Created by Dan Mishkin, Gary Cohn, and Paris Cullins for 1984’s Fury of Firestorm #24, Blue Devil is Dan Cassidy, a Hollywood stuntman and special effects whiz who gets magically bonded to a costume he made for a movie. The suit makes Dan a magnet for otherworldly phenomena, which he handles with the no-nonsense gruff of a working man.
Plastic Man
When Grant Morrison revived the League for JLA #1 (1997), they approached the big seven as representations of the Olympic gods: Superman was Zeus, Batman was Hades, Wonder Woman was Hera, etc. Yet, Morrison found the Seven made for an incomplete pantheon without a Dionysus, a shape-shifting trickster. To fill this gap, Morrison added the ever-adaptable Plastic Man to be the uncontrollable agent of chaos.
Created by the incomparable Jack Cole for 1941’s Police Comics #1, Plastic Man was once Eel O’Brian, a small-time hood who falls into a vat of chemicals after getting shot. The chemicals changed the make-up of his body, allowing him to take any shape he desires. In those original comics and in Morrison’s run, Plastic Man was the ultimate oddity, a guy so incredibly powerful that it boggles the mind and whose mind is so thoroughly boggled.
Aztek
Plastic Man may have been a favorite of Morrison’s, but was not a Morrison creation. Aztek, however, does come directly from the famed writer, who created the Mexican hero alongside Mark Millar and N. Steven Harris in 1996. The result of both scientific engineering and occult magic, Aztek is the champion of the Q Foundation, a secret society devoted to serving their god Quetzalcoatl’s battle against his twin, Tezcatlipoca. Aztek wears a battle suit designed by the Q Foundation, and enters the world with both the slanted view of someone raised by extremists and the heart of someone who wants to do good in the world.
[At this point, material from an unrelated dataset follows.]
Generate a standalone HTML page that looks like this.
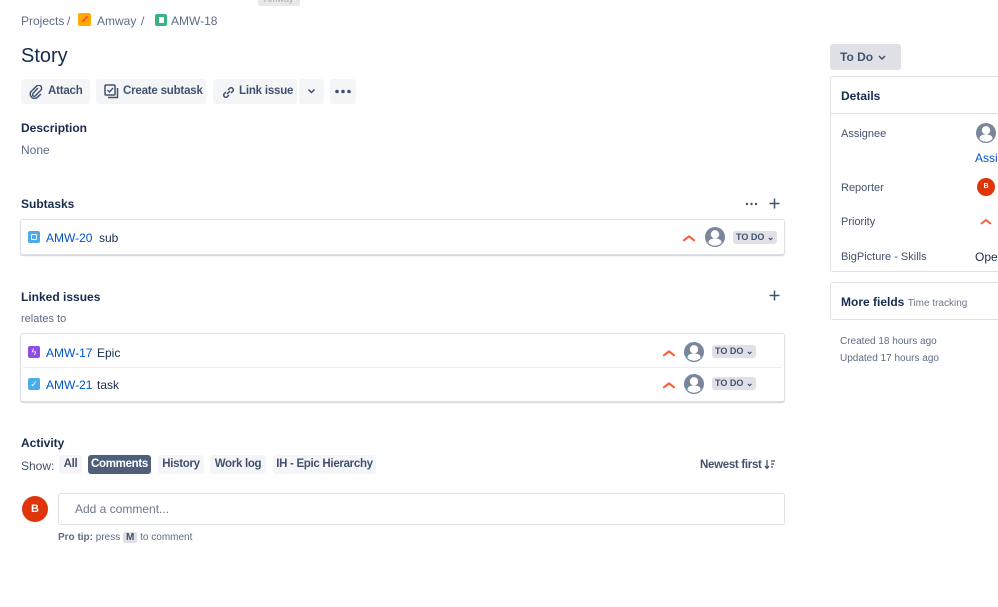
<!DOCTYPE html>
<html><head><meta charset="utf-8"><style>
*{box-sizing:border-box;margin:0;padding:0}
body{width:998px;height:607px;background:#fff;font-family:"Liberation Sans",Arial,sans-serif;color:#172b4d;font-size:12px;position:relative;overflow:hidden}
.a{position:absolute;white-space:nowrap}
.btn{position:absolute;background:#f4f5f7;border-radius:3px;height:25px;line-height:25px;font-weight:bold;color:#42526e;font-size:11.5px;letter-spacing:-0.2px;padding:0 8px;white-space:nowrap}
.gray{color:#5e6c84}
.link{color:#0052cc}
.card{position:absolute;border:1px solid #dfe1e6;border-radius:3px;box-shadow:0 1px 1px rgba(9,30,66,.2);background:#fff}
.st{position:absolute;background:#dfe1e6;border-radius:3px;font-size:9px;font-weight:bold;color:#42526e;height:13px;line-height:13px;padding:0 3px;white-space:nowrap}
.pill{position:absolute;top:455px;height:19px;line-height:19px;background:#f4f5f7;border-radius:3px;text-align:center;font-weight:bold;color:#42526e;white-space:nowrap;font-size:11.5px;letter-spacing:-0.3px}
</style></head><body>
<svg width="0" height="0" style="position:absolute"><defs>
<symbol id="av" viewBox="0 0 20 20"><circle cx="10" cy="10" r="10" fill="#7a869a"/><circle cx="10" cy="7.3" r="4.2" fill="#fff"/><path d="M3.5 15.5c0-2.8 2.8-4 6.5-4s6.5 1.2 6.5 4v0.5a9 9 0 0 1-13 0z" fill="#fff"/></symbol>
<symbol id="pr" viewBox="0 0 12 8"><path d="M1.5 6.5L6 3 10.5 6.5" stroke="#ff5630" stroke-width="1.8" fill="none" stroke-linecap="round"/></symbol>
</defs></svg>
<div class="a" style="left:258px;top:-8px;background:#e8e8e8;color:#aaa;font-size:9px;padding:2px 6px;border-radius:2px">Amway</div>
<div class="a gray" style="left:21px;top:14px">Projects</div>
<div class="a gray" style="left:67px;top:14px">/</div>
<div class="a" style="left:78px;top:13px;width:13px;height:13px;background:#ffab00;border-radius:2px"><div style="position:absolute;left:3px;top:5px;width:8px;height:2px;background:#ff5630;transform:rotate(-45deg)"></div></div>
<div class="a gray" style="left:97px;top:14px">Amway</div>
<div class="a gray" style="left:141px;top:14px">/</div>
<div class="a" style="left:155px;top:14px;width:12px;height:12px;background:#36b37e;border-radius:2px"><div style="position:absolute;left:3.5px;top:2.5px;width:5px;height:6px;background:#fff"></div></div>
<div class="a gray" style="left:171px;top:14px">AMW-18</div>
<div class="a" style="left:21px;top:45px;font-size:20px">Story</div>
<div class="btn" style="left:21px;top:79px;width:69px;padding-left:27px">Attach</div>
<svg class="a" style="left:29px;top:85px" width="14" height="14" viewBox="0 0 14 14"><path d="M9 3L4 8.5a1.6 1.6 0 0 0 2.3 2.3L12 5a3 3 0 0 0-4.2-4.2L2 6.6a4.3 4.3 0 0 0 6 6L12 9" stroke="#42526e" stroke-width="1.5" fill="none"/></svg>
<div class="btn" style="left:96px;top:79px;width:110px;padding-left:27px">Create subtask</div>
<svg class="a" style="left:104px;top:84px" width="15" height="15" viewBox="0 0 15 15"><rect x="1" y="1" width="10" height="10" rx="1" stroke="#42526e" stroke-width="1.5" fill="none"/><path d="M3.5 6l2 2 3.5-4" stroke="#42526e" stroke-width="1.4" fill="none"/><path d="M4 13.5h9.5V4" stroke="#42526e" stroke-width="1.5" fill="none"/></svg>
<div class="btn" style="left:213px;top:79px;width:84px;padding-left:26px">Link issue</div>
<svg class="a" style="left:221px;top:85px" width="15" height="15" viewBox="0 0 15 15"><path d="M6 9l3-3M5 7L3 9a2.2 2.2 0 0 0 3 3l2-2M10 8l2-2a2.2 2.2 0 0 0-3-3L7 5" stroke="#42526e" stroke-width="1.5" fill="none"/></svg>
<div class="btn" style="left:299px;top:79px;width:25px"></div>
<svg class="a" style="left:307px;top:88px" width="9" height="6" viewBox="0 0 9 6"><path d="M1.5 1.5l3 3 3-3" stroke="#42526e" stroke-width="1.5" fill="none"/></svg>
<div class="btn" style="left:330px;top:79px;width:26px;padding:0"></div>
<svg class="a" style="left:334px;top:89px" width="18" height="5"><circle cx="3" cy="2.5" r="1.8" fill="#42526e"/><circle cx="9" cy="2.5" r="1.8" fill="#42526e"/><circle cx="15" cy="2.5" r="1.8" fill="#42526e"/></svg>
<div class="a" style="left:21px;top:121px;font-weight:bold">Description</div>
<div class="a gray" style="left:21px;top:143px">None</div>
<div class="a" style="left:21px;top:197px;font-weight:bold">Subtasks</div>
<svg class="a" style="left:745px;top:202px" width="13" height="4"><circle cx="2" cy="2" r="1.2" fill="#42526e"/><circle cx="6.5" cy="2" r="1.2" fill="#42526e"/><circle cx="11" cy="2" r="1.2" fill="#42526e"/></svg>
<svg class="a" style="left:769px;top:198px" width="11" height="11"><path d="M5.5 0.5v10M0.5 5.5h10" stroke="#42526e" stroke-width="1.5"/></svg>
<div class="card" style="left:20px;top:219px;width:765px;height:36px">
<div class="a" style="left:7px;top:11px;width:12px;height:12px;background:#4bade8;border-radius:2px"><div style="position:absolute;left:3px;top:3px;width:6px;height:6px;border:1.5px solid #fff;border-radius:1px"></div></div>
<div class="a link" style="left:25px;top:11px">AMW-20</div>
<div class="a" style="left:78px;top:11px">sub</div>
<svg class="a" style="left:661px;top:13px" width="14" height="9"><use href="#pr"/></svg>
<svg class="a" style="left:684px;top:7px" width="20" height="20"><use href="#av"/></svg>
<div class="st" style="left:712px;top:11px">TO DO ⌄</div>
</div>
<div class="a" style="left:21px;top:290px;font-weight:bold">Linked issues</div>
<svg class="a" style="left:769px;top:290px" width="11" height="11"><path d="M5.5 0.5v10M0.5 5.5h10" stroke="#42526e" stroke-width="1.5"/></svg>
<div class="a gray" style="left:21px;top:313px;font-size:11px">relates to</div>
<div class="card" style="left:20px;top:333px;width:765px;height:69px">
<div class="a" style="left:7px;top:12px;width:12px;height:12px;background:#904ee2;border-radius:2px;color:#fff;font-size:9px;text-align:center;line-height:12px">ϟ</div>
<div class="a link" style="left:25px;top:12px">AMW-17</div>
<div class="a" style="left:76px;top:12px">Epic</div>
<svg class="a" style="left:641px;top:14px" width="14" height="9"><use href="#pr"/></svg>
<svg class="a" style="left:663px;top:8px" width="20" height="20"><use href="#av"/></svg>
<div class="st" style="left:691px;top:11px">TO DO ⌄</div>
<div class="a" style="left:2px;right:2px;top:33px;height:1px;background:#ebecf0"></div>
<div class="a" style="left:7px;top:44px;width:12px;height:12px;background:#4bade8;border-radius:2px;color:#fff;font-size:9px;text-align:center;line-height:12px">✓</div>
<div class="a link" style="left:25px;top:44px">AMW-21</div>
<div class="a" style="left:76px;top:44px">task</div>
<svg class="a" style="left:641px;top:46px" width="14" height="9"><use href="#pr"/></svg>
<svg class="a" style="left:663px;top:40px" width="20" height="20"><use href="#av"/></svg>
<div class="st" style="left:691px;top:43px">TO DO ⌄</div>
</div>
<div class="a" style="left:21px;top:436px;font-weight:bold">Activity</div>
<div class="a" style="left:21px;top:459px;color:#42526e">Show:</div>
<div class="pill" style="left:59px;width:23px">All</div>
<div class="pill" style="left:88px;width:63px;background:#505f79;color:#fff">Comments</div>
<div class="pill" style="left:158px;width:46px">History</div>
<div class="pill" style="left:210px;width:56px">Work log</div>
<div class="pill" style="left:273px;width:103px">IH - Epic Hierarchy</div>
<div class="a" style="left:700px;top:459px;font-weight:bold;color:#42526e;font-size:11.5px;letter-spacing:-0.3px">Newest first</div>
<svg class="a" style="left:764px;top:459px" width="12" height="11"><path d="M3 1v8M1 7l2 2.5L5 7M7 2h4M7 5h3M7 8h2" stroke="#42526e" stroke-width="1.3" fill="none"/></svg>
<div class="a" style="left:22px;top:496px;width:26px;height:26px;border-radius:50%;background:#de350b;color:#fff;font-weight:bold;font-size:11px;text-align:center;line-height:26px">B</div>
<div class="a" style="left:58px;top:493px;width:727px;height:32px;border:1px solid #dfe1e6;border-radius:3px;color:#6b778c;font-size:12px;line-height:30px;padding-left:16px">Add a comment...</div>
<div class="a gray" style="left:58px;top:532px;font-size:10px"><b>Pro tip:</b> press <span style="background:#dfe1e6;padding:0 3px;border-radius:2px;font-weight:bold;color:#42526e">M</span> to comment</div>
<div class="a" style="left:830px;top:44px;width:71px;height:26px;background:#dfe1e6;border-radius:3px;font-weight:bold;color:#42526e;line-height:26px;padding-left:10px">To Do</div>
<svg class="a" style="left:878px;top:55px" width="8" height="5"><path d="M1 1l3 3 3-3" stroke="#42526e" stroke-width="1.5" fill="none"/></svg>
<div class="a" style="left:830px;top:76px;width:180px;height:196px;border:1px solid #dfe1e6;border-radius:3px"></div>
<div class="a" style="left:831px;top:113px;width:170px;height:1px;background:#dfe1e6"></div>
<div class="a" style="left:841px;top:89px;font-weight:bold">Details</div>
<div class="a" style="left:841px;top:128px;font-size:11px;color:#42526e">Assignee</div>
<svg class="a" style="left:976px;top:123px" width="20" height="20"><use href="#av"/></svg>
<div class="a link" style="left:975px;top:151px">Assig</div>
<div class="a" style="left:841px;top:182px;font-size:11px;color:#42526e">Reporter</div>
<div class="a" style="left:977px;top:178px;width:18px;height:18px;border-radius:50%;background:#de350b;color:#fff;font-size:7px;font-weight:bold;text-align:center;line-height:18px">B</div>
<div class="a" style="left:841px;top:216px;font-size:11px;color:#42526e">Priority</div>
<svg class="a" style="left:980px;top:217px" width="12" height="8"><use href="#pr"/></svg>
<div class="a" style="left:841px;top:251px;font-size:11px;color:#42526e">BigPicture - Skills</div>
<div class="a" style="left:975px;top:250px">Oper</div>
<div class="a" style="left:830px;top:282px;width:180px;height:38px;border:1px solid #dfe1e6;border-radius:3px"></div>
<div class="a" style="left:841px;top:295px;font-weight:bold">More fields <span style="font-weight:normal;color:#6b778c;font-size:10px">Time tracking</span></div>
<div class="a gray" style="left:840px;top:336px;font-size:10px">Created 18 hours ago</div>
<div class="a gray" style="left:840px;top:353px;font-size:10px">Updated 17 hours ago</div>
</body></html>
Aztek’s presence puts an interesting spin on superheroing, especially since the original incarnation had a finite life. Aztek remained simultaneously cheerful and fatalistic, right up until he sacrificed himself to save the League. But if that’s too heavy, the DCU could use his recently-introduced successor, Nayeli Constant, a software engineer from Texas recruited into the Q Foundation’s mission.
The Question
Originally created as a way for legendary artist Steve Ditko to espouse his Objectivist philosophy, the blank-faced sleuth known as the Question has gone through many incarnations, most famously inspiring the Watchmen anti-hero Rorsach. Whether as a Zen detective, a conspiracy theorist, an urban shaman, or, most recently, a hard-boiled gumshoe, the Question does not seem like a team player.